На столе скверный кофе и блюдо свежих белых булок с маслом и сахаром, ничего больше. В горло не лезет даже это, первая же попытка надкусить нежный душистый мякиш кончилась отвратительным комом в горле. Борясь с ним, Людвиг берет чашку, делает глоток. Черная горечь обжигает рот.

– Ему снова плохо, верно? – тихо спрашивает он.

Сидящий напротив Николаус откидывает черные волосы назад, нервно запустив в них пальцы. Он давно не прячет свой увечный глаз.

– Да, самочувствие не очень. Увы.

Они, кажется, за тем же столом, что и много лет назад, только третье место пустует: Каспара нет. Признаки беспощадной болезни, что унесла мать, проявились у него еще в конце прошлого года, а впрочем, постаравшись, Людвиг может припомнить, что брат кашлял еще во время оккупации. Тогда были дни, когда он, и Иоганна, и их сын Карл, и сам Людвиг часами сидели в сыром подвале. Возможно, промозглость, пронизанная страхом, и помогла семенам наследственного недуга окрепнуть и разрастись[93]. Ныне брат угасает день за днем, медленно, но увы, неотвратимо: блекнет рыжесть, тускнеет огонь в глазах. Меняется голос, становясь надтреснутым, словно свист ветра в сушеном гусином горле. Эти перемены сжимают сердце Людвига, тем сильнее, чем болезненнее пустые сожаления. Надо было убедить Каспара уехать. Надо было уезжать и самому. Надо было…
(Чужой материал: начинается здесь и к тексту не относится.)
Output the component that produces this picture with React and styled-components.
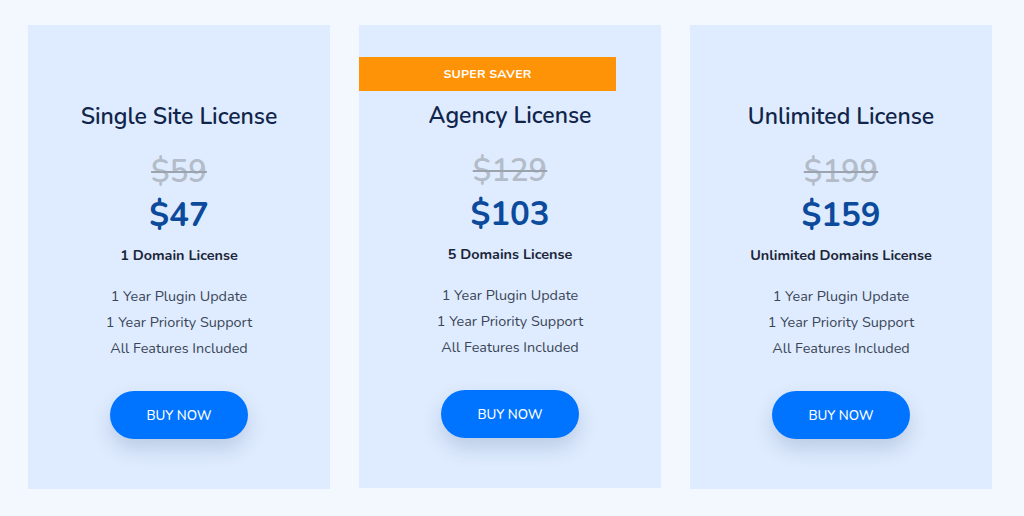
import React from "react";
import styled, { createGlobalStyle } from "styled-components";

const Global = createGlobalStyle`
  html, body { margin: 0; padding: 0; background: #f3f8ff; }
  body { font-family: "Nunito", Lato, "Noto Sans", sans-serif; }
  * { box-sizing: border-box; }
`;

const Page = styled.div`
  width: 1024px;
  height: 516px;
  padding: 25px 32px 0 28px;
  display: grid;
  grid-template-columns: repeat(3, 302px);
  column-gap: 29px;
  align-items: start;
`;

const Card = styled.div`
  position: relative;
  background: #dfecff;
  height: ${(p) => (p.$short ? 463 : 464)}px;
  padding-top: ${(p) => (p.$short ? 76 : 77)}px;
  display: flex;
  flex-direction: column;
  align-items: center;
  text-align: center;
`;

const Ribbon = styled.div`
  position: absolute;
  top: 32px;
  left: 0;
  width: 257px;
  height: 34px;
  padding-bottom: 2px;
  background: #ff9307;
  color: #fff;
  font-size: 12.5px;
  font-weight: 700;
  letter-spacing: 0.2px;
  display: flex;
  align-items: center;
  justify-content: center;
`;

const Title = styled.h2`
  margin: 0;
  font-size: 23px;
  line-height: 30px;
  font-weight: 600;
  color: #11244a;
`;

const OldPrice = styled.div`
  margin-top: 22px;
  font-size: 31px;
  line-height: 36px;
  font-weight: 600;
  color: #b3bcc8;
  text-decoration: line-through;
  text-decoration-color: #9aa3ae;
  text-decoration-thickness: 2px;
`;

const Price = styled.div`
  margin-top: 6px;
  font-size: 33px;
  line-height: 40px;
  font-weight: 700;
  color: #0c4a9c;
`;

const Domains = styled.div`
  margin-top: 9px;
  font-size: 14.4px;
  line-height: 20px;
  font-weight: 700;
  color: #1c2638;
`;

const Features = styled.ul`
  list-style: none;
  margin: 18px 0 0;
  padding: 0;
`;

const Feature = styled.li`
  font-size: 14.4px;
  line-height: 26px;
  color: #3a4556;
`;

const Button = styled.button`
  margin-top: 30px;
  width: 138px;
  height: 48px;
  border: none;
  border-radius: 24px;
  background: #0073ff;
  color: #fff;
  font-family: inherit;
  font-size: 13.4px;
  font-weight: 500;
  box-shadow: 0 10px 20px rgba(30, 60, 110, 0.18);
  cursor: pointer;
`;

const plans = [
  { title: "Single Site License", old: "$59", price: "$47", domains: "1 Domain License" },
  { title: "Agency License", old: "$129", price: "$103", domains: "5 Domains License", ribbon: "SUPER SAVER" },
  { title: "Unlimited License", old: "$199", price: "$159", domains: "Unlimited Domains License" },
];

const features = ["1 Year Plugin Update", "1 Year Priority Support", "All Features Included"];

export default function App() {
  return (
    <>
      <Global />
      <Page>
        {plans.map((p) => (
          <Card key={p.title} $short={!!p.ribbon}>
            {p.ribbon && <Ribbon>{p.ribbon}</Ribbon>}
            <Title>{p.title}</Title>
            <OldPrice>{p.old}</OldPrice>
            <Price>{p.price}</Price>
            <Domains>{p.domains}</Domains>
            <Features>
              {features.map((f) => (
                <Feature key={f}>{f}</Feature>
              ))}
            </Features>
            <Button>BUY NOW</Button>
          </Card>
        ))}
      </Page>
    </>
  );
}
– Мне больно говорить это. – Николаус обрывает его тоскливые мысли, смотрит здоровым глазом в упор, устало щурясь поверх очков. – Очень больно. Но я боюсь, с таким прогрессом наш брат довольно скоро умрет.

Людвиг бьет по столу кулаками так, что чашки и блюдо подпрыгивают. Булки рассыпаются на столешницу, кофе разбрызгивается в стороны, даже Нико на шейный платок. Стол крепкий, дубовый, но и удар не слабый.
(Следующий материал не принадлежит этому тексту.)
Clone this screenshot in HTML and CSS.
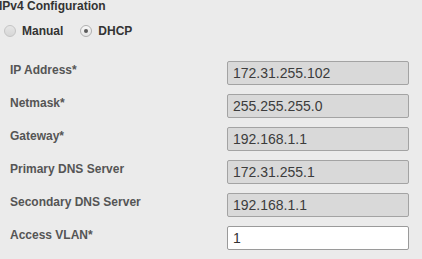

– Людвиг. – Брат тянется к правой его руке, робко накрывает своей. – Людвиг, пожалуйста, успокойся. Мы…

Всю эту четверть часа Людвиг держался – смотрел в лицо, ровно говорил, даже улыбался. Но теперь выдержка ослабла, и он выдает себя. Руку он отдергивает, с отвращением сжимает в кулак снова, опускает глаза. Его медленно, но верно начинает трясти, в ушах поднимается шум, а рот щерится сам по себе.